In questo fine settimana nei ristoranti italiani si montavano pannelli in plexiglas, nei negozi di abbigliamento procedevano sanificatori “armati” di gas inerti, agli ingressi si installavano dispenser di gel lavamani e dentro di noi saliva l’emozione (e la paura) di capire come sarà questa “nuova normalità”.
Intanto a Kabul dopo mesi e mesi di lotte intestine si chiudeva l’accordo tra Abdullah e Ghani che potrebbe rimettere sui binari giusti le trattative per la pace afghana.
A questo punto, voi starete pensando: Ma davvero? Con tutti i problemi che abbiamo ci dobbiamo occupare di Kabul? Datemi qualche riga d’attenzione e vi tolgo il dubbio.
In questi ultimi mesi, il coronavirus ha cancellato notizie e reso ancora più invisibili certe crisi dimenticate. Del resto si è trattato e si tratta, di un onda “tellurica” che ci colpisce da vicino e sovverte quell’idea di vita comoda e sicura, su cui si fonda la società occidentale dal dopoguerra. Non sto dicendo che sia stato sbagliato occuparsi di coronavirus, l’ho fatto anch’io da giornalista che pur si occupa stabilmente di esteri. Sto provando a mettere in evidenza un aspetto della crisi che pare passato in secondo piano, coperto dal dibattito sulla ripartenza da cui dipende il reddito di centinaia di migliaia di famiglie che, proprio per questo, non va confinato al “micro”.
Per l’ennesima volta ma in maniera più forte che mai (nel recente passato l’avevano già fatto l’11 settembre e la guerra in Siria) la crisi globale scatenata dal covid ci ricorda quanto sia importante occuparsi delle cose che accadono lontano da noi.
In un mondo globalizzato esistono degli epicentri (l’Afghanistan è uno di questi) da cui nascono – senza preavviso – onde telluriche destinate a farsi sentire lontano, non più solo dei “blocchi” (Washington, Mosca, Pechino) intesi come sorgenti di decisioni e di potere che viene deliberatamente scaricato sulla bilancia degli equilibri mondiali.

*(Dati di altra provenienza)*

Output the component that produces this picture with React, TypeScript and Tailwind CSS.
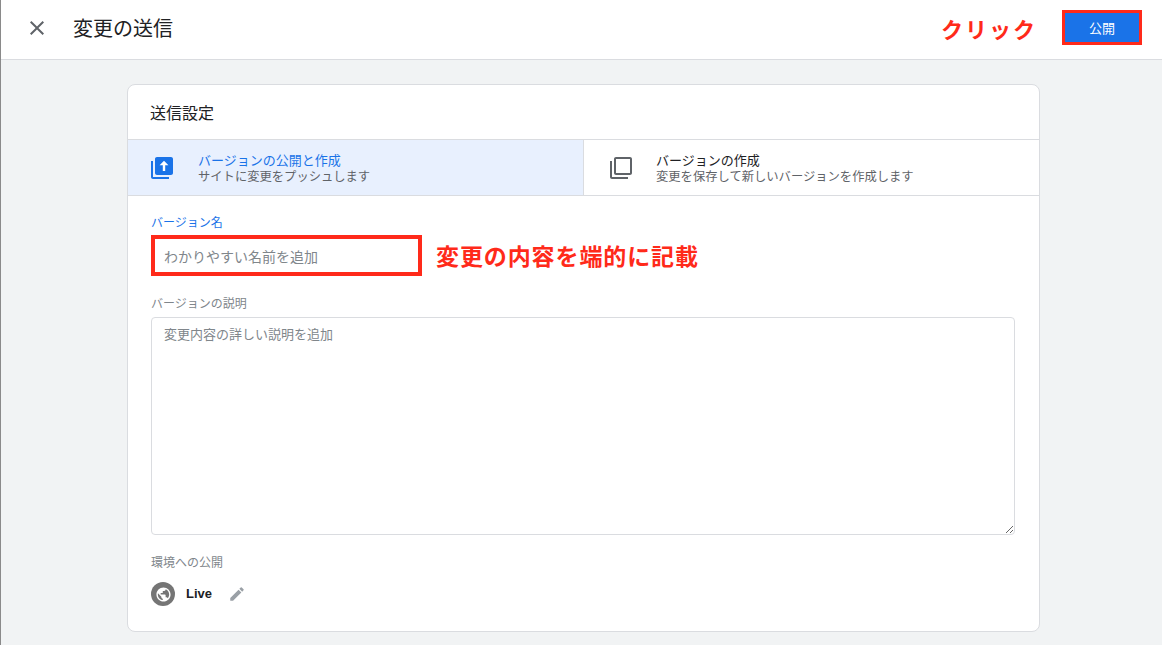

Dobbiamo respingere l’idea (su cui si è basata, per esempio, molta della trasversale -propaganda di ispirazione localista-sovranista) secondo cui per prenderci cura bene di quello che accade da noi, dobbiamo dimenticarci di quello che accade lontano da noi.
La principale lezione del coronavirus è proprio questa: se avessimo osservato meglio il caso Cina, avremmo potuto reagire prima e meglio. Se gli altri Paesi europei e occidentali (dal Regno Unito alla Spagna passando per gli Stati Uniti) avessero guardato con attenzione al caso italiano, avrebbero parato meglio il colpo. Se avessimo guardato, raccontato, analizzato il caso Ebola nel 2014/15 in Africa occidentale, avremmo parato meglio il colpo. Se ci fossimo occupati meglio di deforestazione, modifica degli habitat naturali, urbanizzazione selvaggia e via dicendo (in una parola della nostra patria Terra), avremmo parato meglio il colpo.
La crisi coronavirus non è finita, è stata ed è tragica ma consideriamola anche come una grande opportunità. Certo una di quelle che, ovviamente, non vorresti mai ma intanto che ce l’abbiamo…
Questo è il momento per cambiare, su tanti fronti, per essere più pronti e più giusti.
Sul piano specifico dell’informazione dovremmo evitare di richiuderci su noi stessi, riaprendoci sempre più al racconto del mondo anche perchè la lezione del ristoratore di una lontana città cinese può essere utile alla riapertura delle enoteche italiane. Guardare al mondo è utile, oltre che necessario.